One-Hit Kill — Each robot has a move called a Final Attack that can only be performed when an opponent has lost the previous round and its damage gauge has hit 50% or more. If the first hit of a Final Attack is not blocked or dodged, the match ends in victory for the robot that threw the final attack.
One-Winged Angel — Goldibus managed to knock you out once before you did him in? Uh-oh.
Powerup — lots of these, especially on stages with destroyable terrain. These range from limited-use weapons, to attack, speed, and defense bonuses, recovery items for health and armor, and the Hero Mode item, which does different things for each robot.
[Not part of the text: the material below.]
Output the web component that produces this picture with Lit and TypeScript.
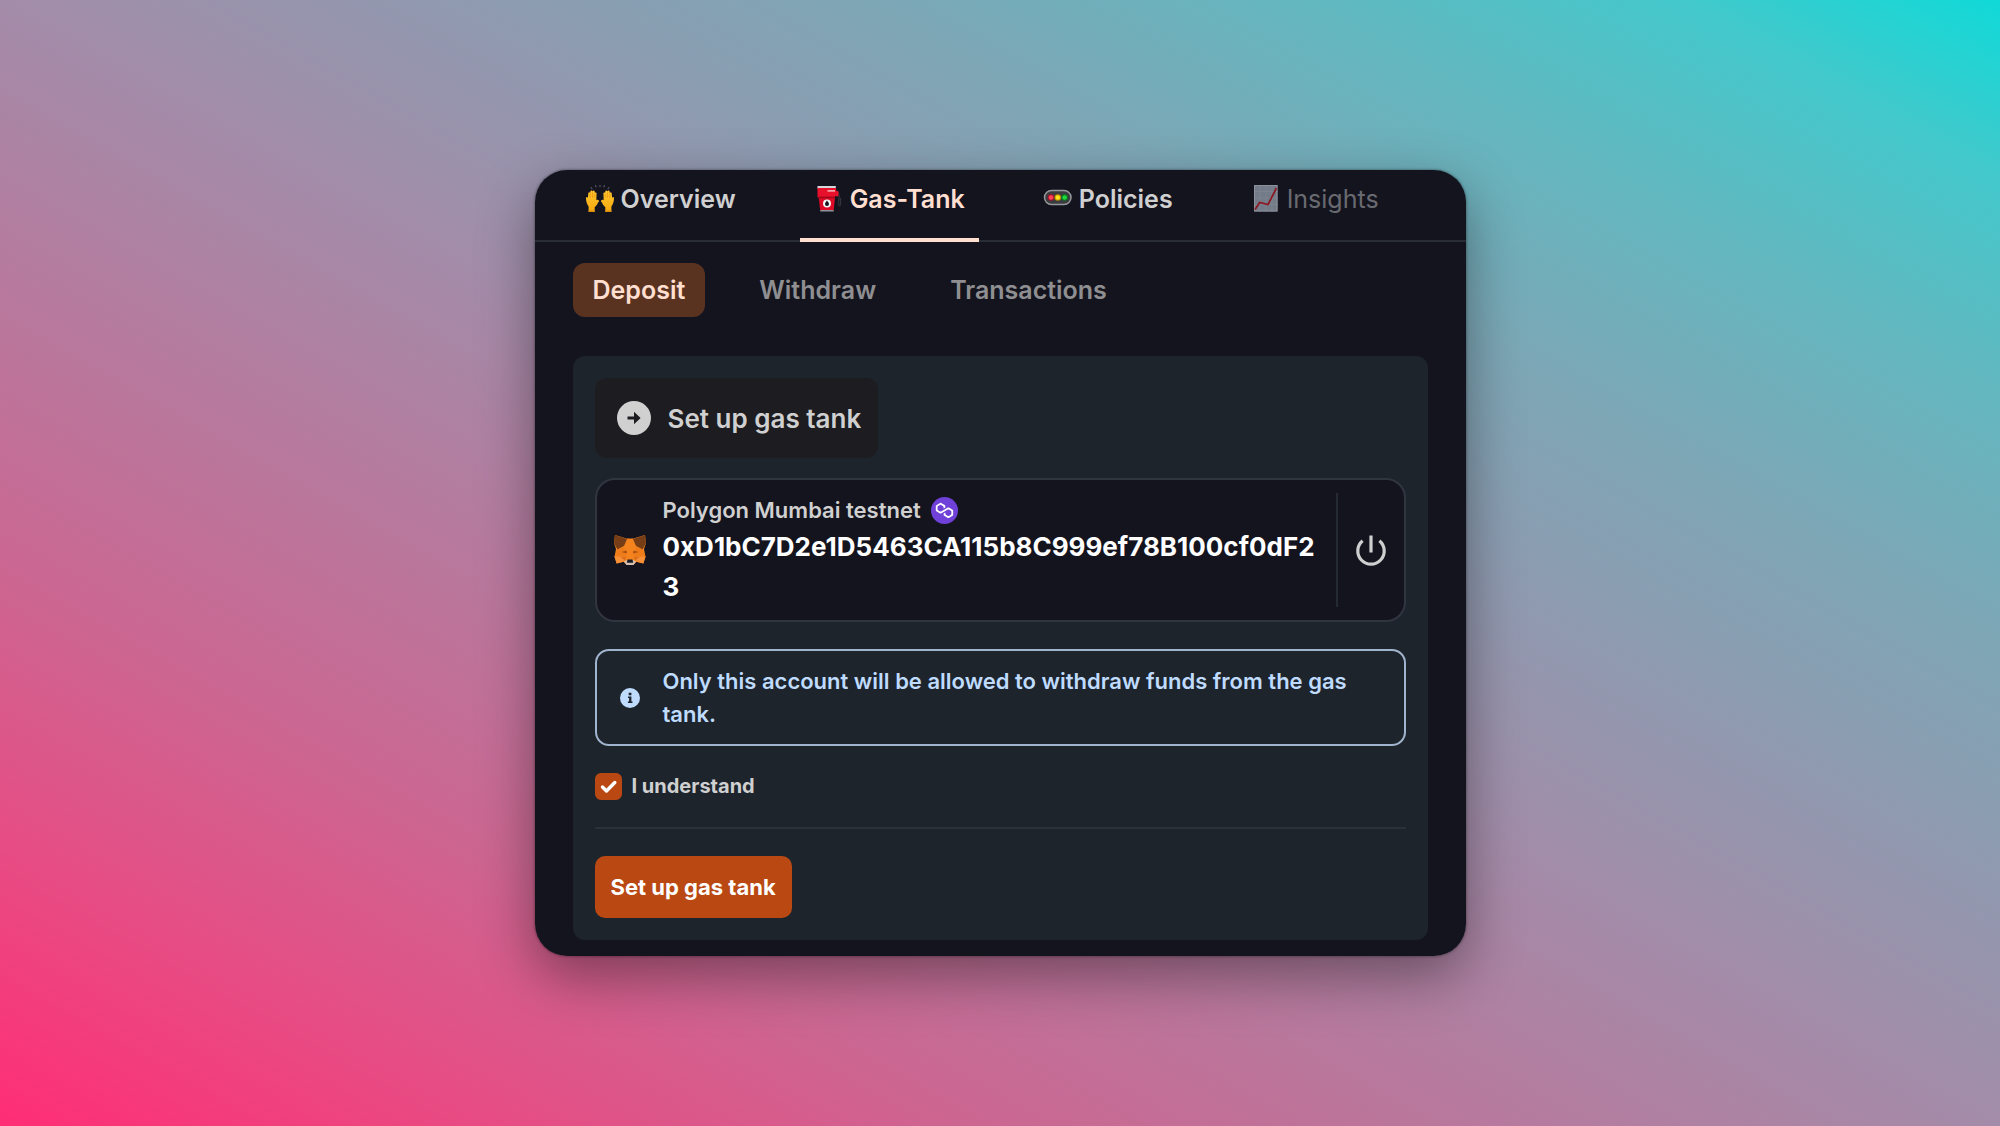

Spotlight-Stealing Squad — In Twinzam V's storyline, the overall path of the story switches between two main lines by which sibling is in control of the mecha when each match ends, up until a point where the story locks in on one kid's POV. It's entirely possible for the player to intentionally or accidentally shift the story's focus from one to the other at that one point.
This Is a Drill — Twinzam V's Plasma Formation sports a pair to attack from the air, on land, or from beneath the surface. Bolon's wrecking ball inexplicably turns into really big one as well.
Unwanted Harem — One of the subplots of Pollin's storyline has one of these form around Junpei, featuring most of the other female pilot characters. Not actually in the harem? His pissed off girlfriend.
Or Amuritta, who has no idea why Pollin beat her(mech) up.
Wave Motion Gun — Dixen's Hyper Fixer Cannon and G. Kaiser's Inferno Blazer.